South Africa’s Position Is Strong, But It Isn’t Guaranteed

We have real advantages, and I don’t want to understate them. Skilled crews, genuinely diverse locations, competitive exchange rates and solid technical infrastructure. These aren’t marketing claims. They’re the reasons South Africa has been a preferred destination for international production for as long as it has, and they represent years of accumulated investment and reputation-building.

But I’ve also watched other markets lose ground, and it rarely happens because of a single dramatic event. It happens because confidence erodes incrementally. A production goes elsewhere because the incentive answer took too long. Another goes because a colleague recommended a different territory based on a smoother experience. Word travels in this industry, in both directions, faster than most people realise.

Reputation gets you into the conversation. Certainty is what actually closes the deal.

I’m not trying to be alarmist here. I genuinely believe in this market. But I think the February conversations were a useful reminder that competitive position requires maintenance, not just defence. Other territories are actively and continuously working to attract the productions we want here. That work doesn’t pause because we’re having a difficult policy moment.

The Skills Question Keeps Me Up at Night

If I’m being direct about what concerns me most in all of this, it’s not the immediate economic impact. Economic activity can recover when conditions improve. Skills are a different matter.

South Africa has built a genuinely world-class crew base over the past twenty years. I’ve worked alongside these people in one capacity or another for most of my career. Directors of photography, production designers, first ADs, and technical specialists across every department who can hold their own on any international production. 

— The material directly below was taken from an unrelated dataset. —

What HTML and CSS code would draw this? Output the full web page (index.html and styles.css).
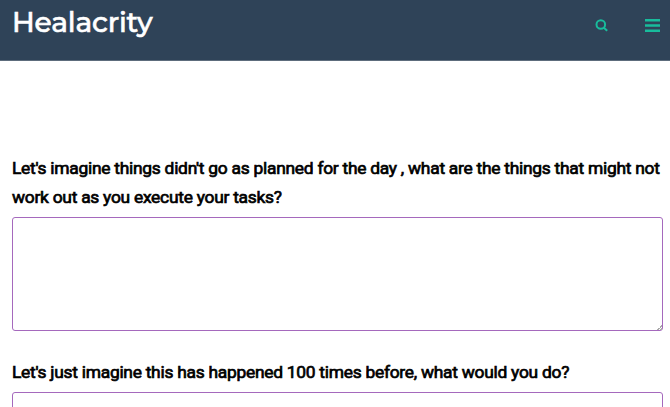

That capability wasn’t handed to us. It was built slowly, through years of demanding work, knowledge transfer from international productions and the kind of practical experience you simply cannot shortcut.

When production volumes drop significantly and consistently, experienced people leave. They follow the work, which is entirely rational. And when conditions improve here, the assumption that they’ll return isn’t always correct. Lives have reorganised around new locations. New professional relationships have formed. Coming back requires disrupting all of that again.

From where I sit, this matters beyond the human dimension, which is already significant. Experienced crews reduce operational risk in ways that directly affect underwriting outcomes. They anticipate problems. They manage on-set situations without escalation. They bring a kind of institutional knowledge to a production that you cannot replicate by hiring people who are still developing.

Whether the industry retains that depth of talent through this period is genuinely uncertain. I hope it does. But hope isn’t a risk management strategy.

What Solidarity Actually Looks Like

I want to say something carefully here, because I think the word solidarity gets used loosely, and I’d rather be precise about what it means for us.

KEU is an underwriting business. We’re not lobbyists, we don’t set policy, and we don’t influence the decisions being debated at a government level. What we do have is twenty-plus years of relationships in this sector and a genuine stake in its health and continuity.

What solidarity looks like for us is less visible than a press statement. It’s being available when a broker calls at short notice because a production has hit an unexpected problem. It’s participating in industry forums and actually listening rather than arriving with a prepared position. It’s the ongoing work of refining our policy structures so that they reflect how productions actually operate rather than how we imagined they might operate when we last reviewed the wording.

It’s also being honest in conversations like this one, even when honesty means saying that things are more uncertain than we’d like them to be.

I’m not interested in overstating our role. But I do think specialist financial partners have an obligation to stay present and useful when the industry is navigating something difficult, rather than waiting for conditions to improve before re-engaging.

Where I Think This Goes

I don’t think February was a crisis. I think it was a stress test, and stress tests have value if the right people pay attention to what they reveal.

The conversations that were happening across the industry, uncomfortable as some of them were, reflected something real: a sector that cares about its own future and is prepared to say so loudly. Industries that have lost ground in other parts of the world often did so quietly, without anyone pushing back hard enough or early enough.

What happens next depends on whether the pressure those conversations generated translates into concrete action. Clearer timelines would help. More predictable frameworks would help. Better communication between government, industry bodies and the financial partners who need to plan around policy to do their jobs properly would help.

I’ve seen this industry come through difficult periods before. It has more resilience than it sometimes gets credit for. But resilience has limits, and the talent, the relationships and the competitive positioning that make South Africa genuinely attractive to international production are not infinitely renewable resources.

At KEU, we’ll keep doing what we do. Specialist cover, responsive underwriting and honest guidance through our broker partners. That doesn’t change regardless of what’s happening in the broader environment.

But I’d be doing a disservice to the relationships I’ve built over twenty years in this sector if I pretended the broader environment doesn’t matter. It does. Quite a lot, actually.

A stronger industry creates a stronger risk environment. Right now, it deserves serious attention from everyone involved.